Word for word, print each line of the listing below; pictures stay out.
--- START OF SUPPLIED DATA ---
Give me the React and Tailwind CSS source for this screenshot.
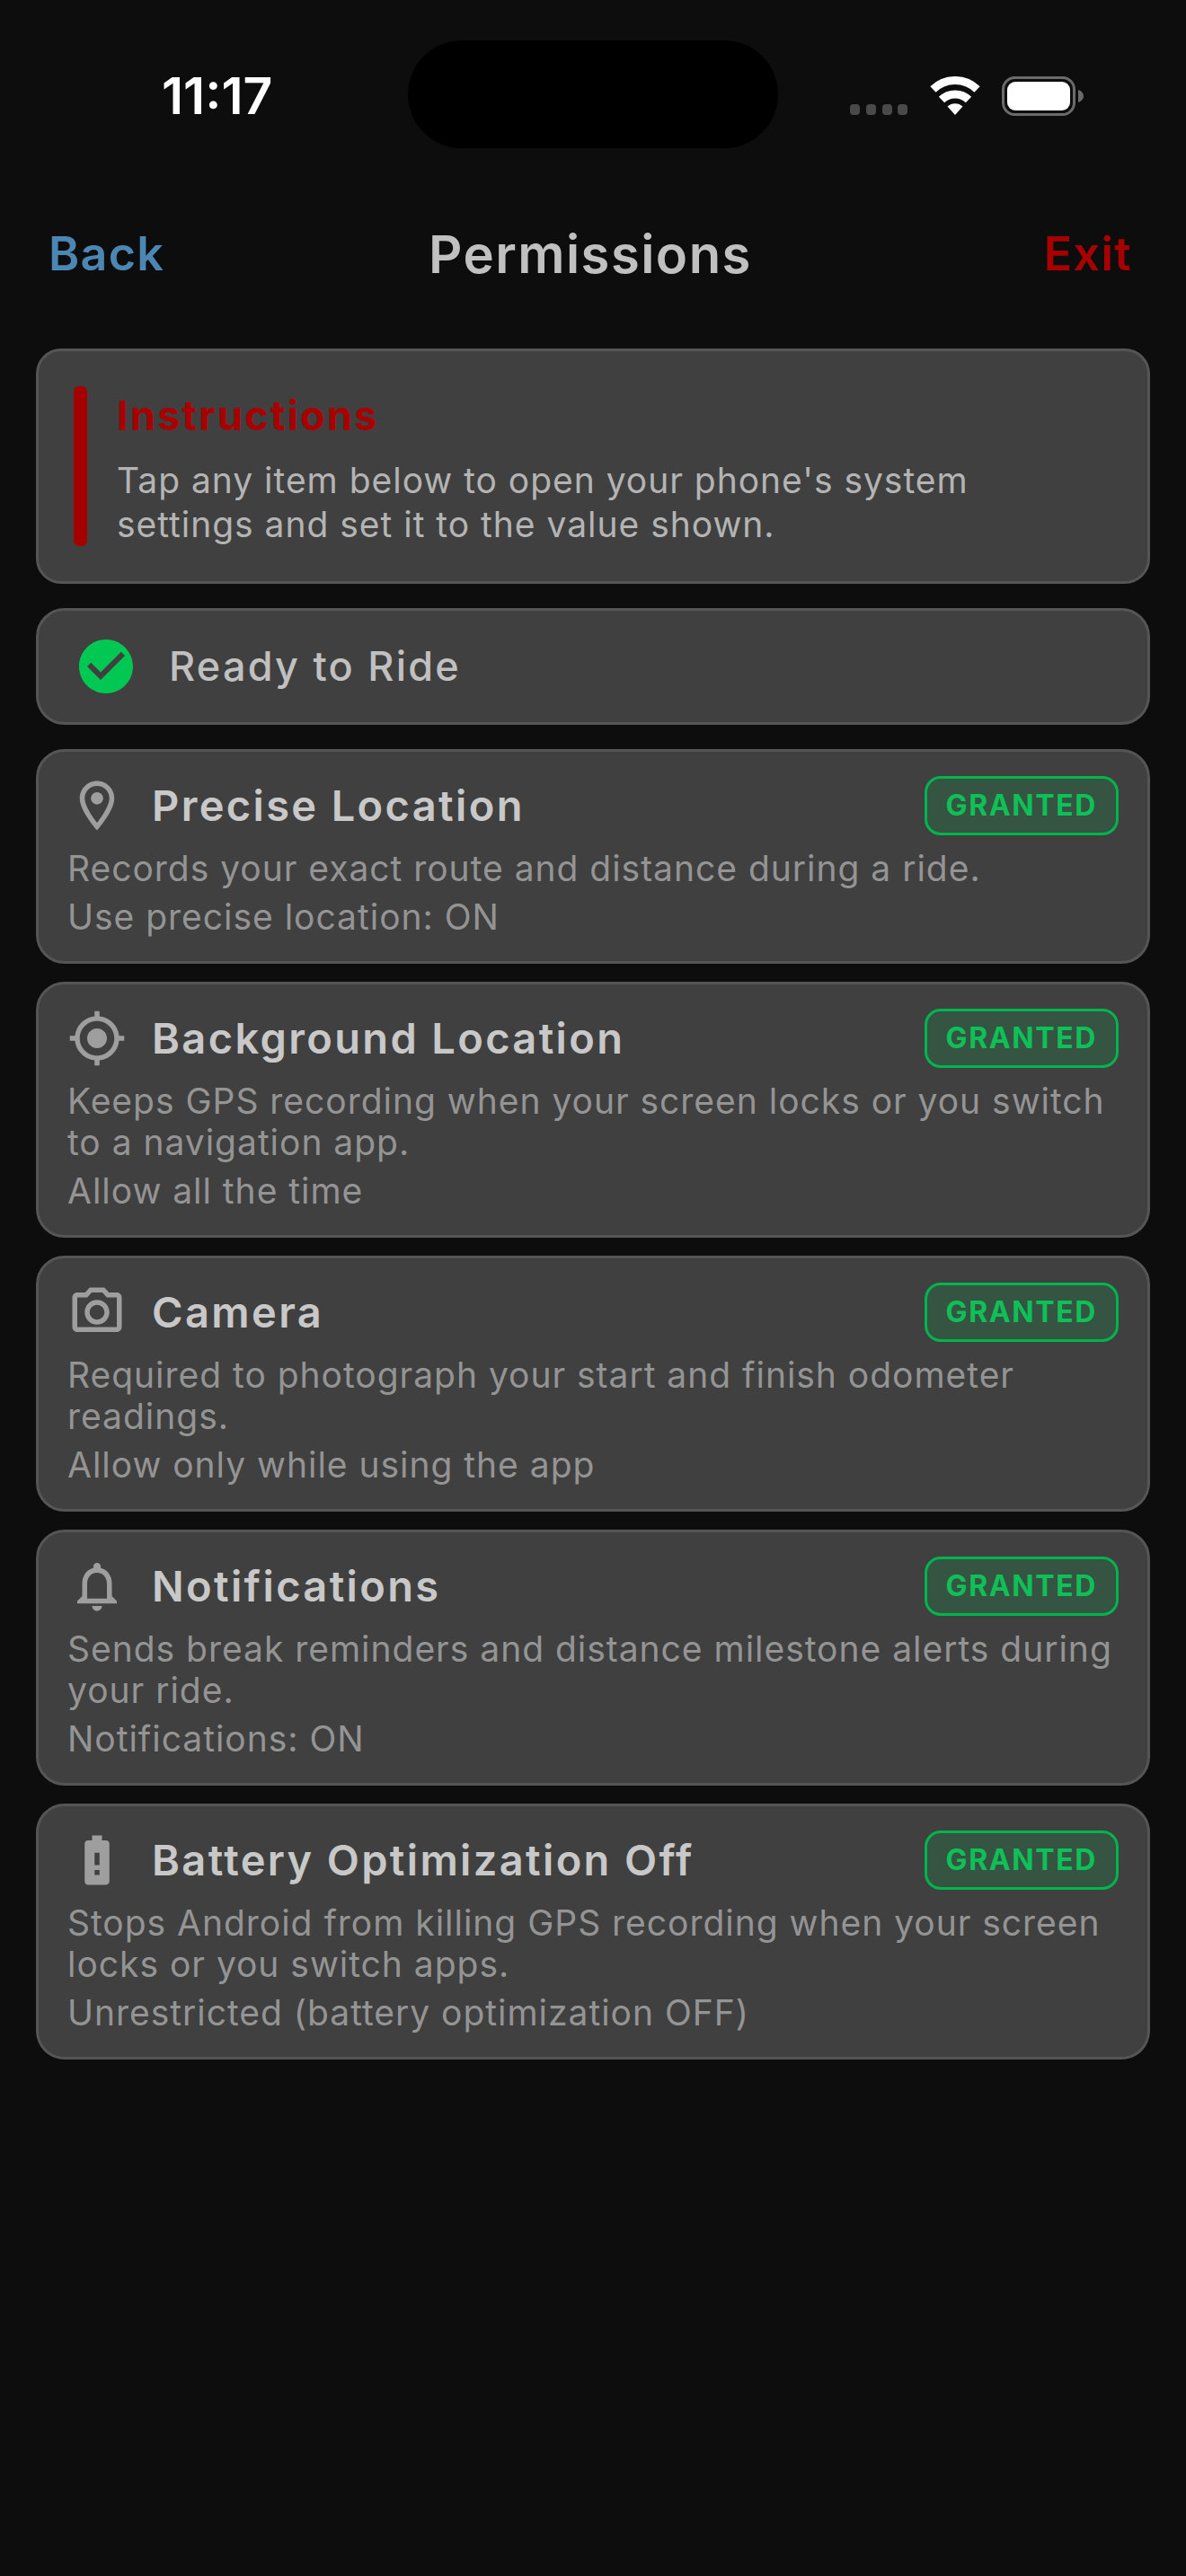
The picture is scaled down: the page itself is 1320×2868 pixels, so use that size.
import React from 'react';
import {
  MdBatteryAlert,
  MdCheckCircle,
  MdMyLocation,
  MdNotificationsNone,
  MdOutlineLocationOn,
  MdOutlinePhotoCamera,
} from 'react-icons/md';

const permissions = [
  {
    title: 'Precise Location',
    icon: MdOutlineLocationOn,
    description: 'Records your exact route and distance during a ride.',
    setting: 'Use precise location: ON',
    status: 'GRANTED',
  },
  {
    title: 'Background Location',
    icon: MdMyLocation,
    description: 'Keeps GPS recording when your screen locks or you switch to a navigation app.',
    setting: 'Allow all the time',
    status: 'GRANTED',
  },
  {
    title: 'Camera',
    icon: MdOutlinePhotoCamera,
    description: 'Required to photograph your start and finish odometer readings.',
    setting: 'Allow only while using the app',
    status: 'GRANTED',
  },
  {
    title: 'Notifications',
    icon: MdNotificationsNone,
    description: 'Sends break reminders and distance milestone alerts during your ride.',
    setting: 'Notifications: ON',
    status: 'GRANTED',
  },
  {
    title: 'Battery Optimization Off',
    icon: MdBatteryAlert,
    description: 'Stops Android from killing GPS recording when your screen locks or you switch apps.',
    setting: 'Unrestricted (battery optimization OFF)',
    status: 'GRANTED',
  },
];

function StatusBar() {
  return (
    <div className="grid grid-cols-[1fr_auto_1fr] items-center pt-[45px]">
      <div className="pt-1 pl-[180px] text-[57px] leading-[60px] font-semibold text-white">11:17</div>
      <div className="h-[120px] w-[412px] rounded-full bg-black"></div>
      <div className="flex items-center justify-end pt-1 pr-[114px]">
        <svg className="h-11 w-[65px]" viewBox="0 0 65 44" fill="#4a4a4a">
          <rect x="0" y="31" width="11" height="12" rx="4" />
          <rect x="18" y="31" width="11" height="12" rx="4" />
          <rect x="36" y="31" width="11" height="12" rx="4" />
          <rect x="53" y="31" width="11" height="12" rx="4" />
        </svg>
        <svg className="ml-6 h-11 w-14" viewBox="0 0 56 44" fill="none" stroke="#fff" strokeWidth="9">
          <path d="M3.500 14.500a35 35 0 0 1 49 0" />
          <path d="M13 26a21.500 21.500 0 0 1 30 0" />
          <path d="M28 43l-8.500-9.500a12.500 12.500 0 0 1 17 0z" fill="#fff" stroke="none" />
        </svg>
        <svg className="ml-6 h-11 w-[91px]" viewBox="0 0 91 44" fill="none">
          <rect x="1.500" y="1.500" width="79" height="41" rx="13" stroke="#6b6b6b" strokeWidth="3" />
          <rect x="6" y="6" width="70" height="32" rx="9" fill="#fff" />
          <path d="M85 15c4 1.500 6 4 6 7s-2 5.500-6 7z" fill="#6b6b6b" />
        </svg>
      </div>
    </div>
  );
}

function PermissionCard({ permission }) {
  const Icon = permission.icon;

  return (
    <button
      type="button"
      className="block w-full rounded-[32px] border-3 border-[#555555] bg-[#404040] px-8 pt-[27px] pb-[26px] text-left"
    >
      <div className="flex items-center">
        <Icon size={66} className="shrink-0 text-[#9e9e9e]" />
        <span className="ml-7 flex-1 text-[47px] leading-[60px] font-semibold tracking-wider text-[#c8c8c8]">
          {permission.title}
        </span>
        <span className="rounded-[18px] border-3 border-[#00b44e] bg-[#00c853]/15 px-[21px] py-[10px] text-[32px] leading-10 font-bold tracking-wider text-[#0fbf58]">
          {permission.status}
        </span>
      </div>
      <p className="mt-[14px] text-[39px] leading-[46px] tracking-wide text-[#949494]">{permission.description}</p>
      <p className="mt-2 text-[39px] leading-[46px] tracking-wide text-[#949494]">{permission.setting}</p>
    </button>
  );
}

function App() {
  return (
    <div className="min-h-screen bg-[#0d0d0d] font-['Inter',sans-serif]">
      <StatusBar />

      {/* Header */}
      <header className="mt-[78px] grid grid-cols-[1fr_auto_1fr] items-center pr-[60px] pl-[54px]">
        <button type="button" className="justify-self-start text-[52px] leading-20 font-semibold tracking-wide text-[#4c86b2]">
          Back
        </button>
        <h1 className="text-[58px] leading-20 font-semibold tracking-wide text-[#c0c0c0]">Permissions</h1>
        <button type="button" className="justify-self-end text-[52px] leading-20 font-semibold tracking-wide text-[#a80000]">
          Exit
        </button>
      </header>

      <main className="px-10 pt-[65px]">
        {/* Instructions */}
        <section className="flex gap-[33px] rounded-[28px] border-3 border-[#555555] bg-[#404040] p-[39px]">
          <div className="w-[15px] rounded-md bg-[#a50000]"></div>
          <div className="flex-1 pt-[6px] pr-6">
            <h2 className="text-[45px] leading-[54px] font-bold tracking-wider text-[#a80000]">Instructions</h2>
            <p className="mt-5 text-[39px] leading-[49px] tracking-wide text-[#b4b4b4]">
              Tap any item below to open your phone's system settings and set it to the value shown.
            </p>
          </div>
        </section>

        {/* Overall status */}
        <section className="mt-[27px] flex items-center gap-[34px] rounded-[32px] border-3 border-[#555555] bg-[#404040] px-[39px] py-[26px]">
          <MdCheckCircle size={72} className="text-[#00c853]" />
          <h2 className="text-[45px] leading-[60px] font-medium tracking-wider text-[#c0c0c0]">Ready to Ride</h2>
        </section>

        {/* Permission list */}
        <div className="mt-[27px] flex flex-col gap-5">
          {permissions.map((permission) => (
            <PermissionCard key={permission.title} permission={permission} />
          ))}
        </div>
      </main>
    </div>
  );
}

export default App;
--- END OF SUPPLIED DATA ---
▸ **RESPONSE**:
Give me the React and Tailwind CSS source for this screenshot.
The picture is scaled down: the page itself is 1320×2868 pixels, so use that size.
import React from 'react';
import {
  MdBatteryAlert,
  MdCheckCircle,
  MdMyLocation,
  MdNotificationsNone,
  MdOutlineLocationOn,
  MdOutlinePhotoCamera,
} from 'react-icons/md';

const permissions = [
  {
    title: 'Precise Location',
    icon: MdOutlineLocationOn,
    description: 'Records your exact route and distance during a ride.',
    setting: 'Use precise location: ON',
    status: 'GRANTED',
  },
  {
    title: 'Background Location',
    icon: MdMyLocation,
    description: 'Keeps GPS recording when your screen locks or you switch to a navigation app.',
    setting: 'Allow all the time',
    status: 'GRANTED',
  },
  {
    title: 'Camera',
    icon: MdOutlinePhotoCamera,
    description: 'Required to photograph your start and finish odometer readings.',
    setting: 'Allow only while using the app',
    status: 'GRANTED',
  },
  {
    title: 'Notifications',
    icon: MdNotificationsNone,
    description: 'Sends break reminders and distance milestone alerts during your ride.',
    setting: 'Notifications: ON',
    status: 'GRANTED',
  },
  {
    title: 'Battery Optimization Off',
    icon: MdBatteryAlert,
    description: 'Stops Android from killing GPS recording when your screen locks or you switch apps.',
    setting: 'Unrestricted (battery optimization OFF)',
    status: 'GRANTED',
  },
];

function StatusBar() {
  return (
    <div className="grid grid-cols-[1fr_auto_1fr] items-center pt-[45px]">
      <div className="pt-1 pl-[180px] text-[57px] leading-[60px] font-semibold text-white">11:17</div>
      <div className="h-[120px] w-[412px] rounded-full bg-black"></div>
      <div className="flex items-center justify-end pt-1 pr-[114px]">
        <svg className="h-11 w-[65px]" viewBox="0 0 65 44" fill="#4a4a4a">
          <rect x="0" y="31" width="11" height="12" rx="4" />
          <rect x="18" y="31" width="11" height="12" rx="4" />
          <rect x="36" y="31" width="11" height="12" rx="4" />
          <rect x="53" y="31" width="11" height="12" rx="4" />
        </svg>
        <svg className="ml-6 h-11 w-14" viewBox="0 0 56 44" fill="none" stroke="#fff" strokeWidth="9">
          <path d="M3.500 14.500a35 35 0 0 1 49 0" />
          <path d="M13 26a21.500 21.500 0 0 1 30 0" />
          <path d="M28 43l-8.500-9.500a12.500 12.500 0 0 1 17 0z" fill="#fff" stroke="none" />
        </svg>
        <svg className="ml-6 h-11 w-[91px]" viewBox="0 0 91 44" fill="none">
          <rect x="1.500" y="1.500" width="79" height="41" rx="13" stroke="#6b6b6b" strokeWidth="3" />
          <rect x="6" y="6" width="70" height="32" rx="9" fill="#fff" />
          <path d="M85 15c4 1.500 6 4 6 7s-2 5.500-6 7z" fill="#6b6b6b" />
        </svg>
      </div>
    </div>
  );
}

function PermissionCard({ permission }) {
  const Icon = permission.icon;

  return (
    <button
      type="button"
      className="block w-full rounded-[32px] border-3 border-[#555555] bg-[#404040] px-8 pt-[27px] pb-[26px] text-left"
    >
      <div className="flex items-center">
        <Icon size={66} className="shrink-0 text-[#9e9e9e]" />
        <span className="ml-7 flex-1 text-[47px] leading-[60px] font-semibold tracking-wider text-[#c8c8c8]">
          {permission.title}
        </span>
        <span className="rounded-[18px] border-3 border-[#00b44e] bg-[#00c853]/15 px-[21px] py-[10px] text-[32px] leading-10 font-bold tracking-wider text-[#0fbf58]">
          {permission.status}
        </span>
      </div>
      <p className="mt-[14px] text-[39px] leading-[46px] tracking-wide text-[#949494]">{permission.description}</p>
      <p className="mt-2 text-[39px] leading-[46px] tracking-wide text-[#949494]">{permission.setting}</p>
    </button>
  );
}

function App() {
  return (
    <div className="min-h-screen bg-[#0d0d0d] font-['Inter',sans-serif]">
      <StatusBar />

      {/* Header */}
      <header className="mt-[78px] grid grid-cols-[1fr_auto_1fr] items-center pr-[60px] pl-[54px]">
        <button type="button" className="justify-self-start text-[52px] leading-20 font-semibold tracking-wide text-[#4c86b2]">
          Back
        </button>
        <h1 className="text-[58px] leading-20 font-semibold tracking-wide text-[#c0c0c0]">Permissions</h1>
        <button type="button" className="justify-self-end text-[52px] leading-20 font-semibold tracking-wide text-[#a80000]">
          Exit
        </button>
      </header>

      <main className="px-10 pt-[65px]">
        {/* Instructions */}
        <section className="flex gap-[33px] rounded-[28px] border-3 border-[#555555] bg-[#404040] p-[39px]">
          <div className="w-[15px] rounded-md bg-[#a50000]"></div>
          <div className="flex-1 pt-[6px] pr-6">
            <h2 className="text-[45px] leading-[54px] font-bold tracking-wider text-[#a80000]">Instructions</h2>
            <p className="mt-5 text-[39px] leading-[49px] tracking-wide text-[#b4b4b4]">
              Tap any item below to open your phone's system settings and set it to the value shown.
            </p>
          </div>
        </section>

        {/* Overall status */}
        <section className="mt-[27px] flex items-center gap-[34px] rounded-[32px] border-3 border-[#555555] bg-[#404040] px-[39px] py-[26px]">
          <MdCheckCircle size={72} className="text-[#00c853]" />
          <h2 className="text-[45px] leading-[60px] font-medium tracking-wider text-[#c0c0c0]">Ready to Ride</h2>
        </section>

        {/* Permission list */}
        <div className="mt-[27px] flex flex-col gap-5">
          {permissions.map((permission) => (
            <PermissionCard key={permission.title} permission={permission} />
          ))}
        </div>
      </main>
    </div>
  );
}

export default App;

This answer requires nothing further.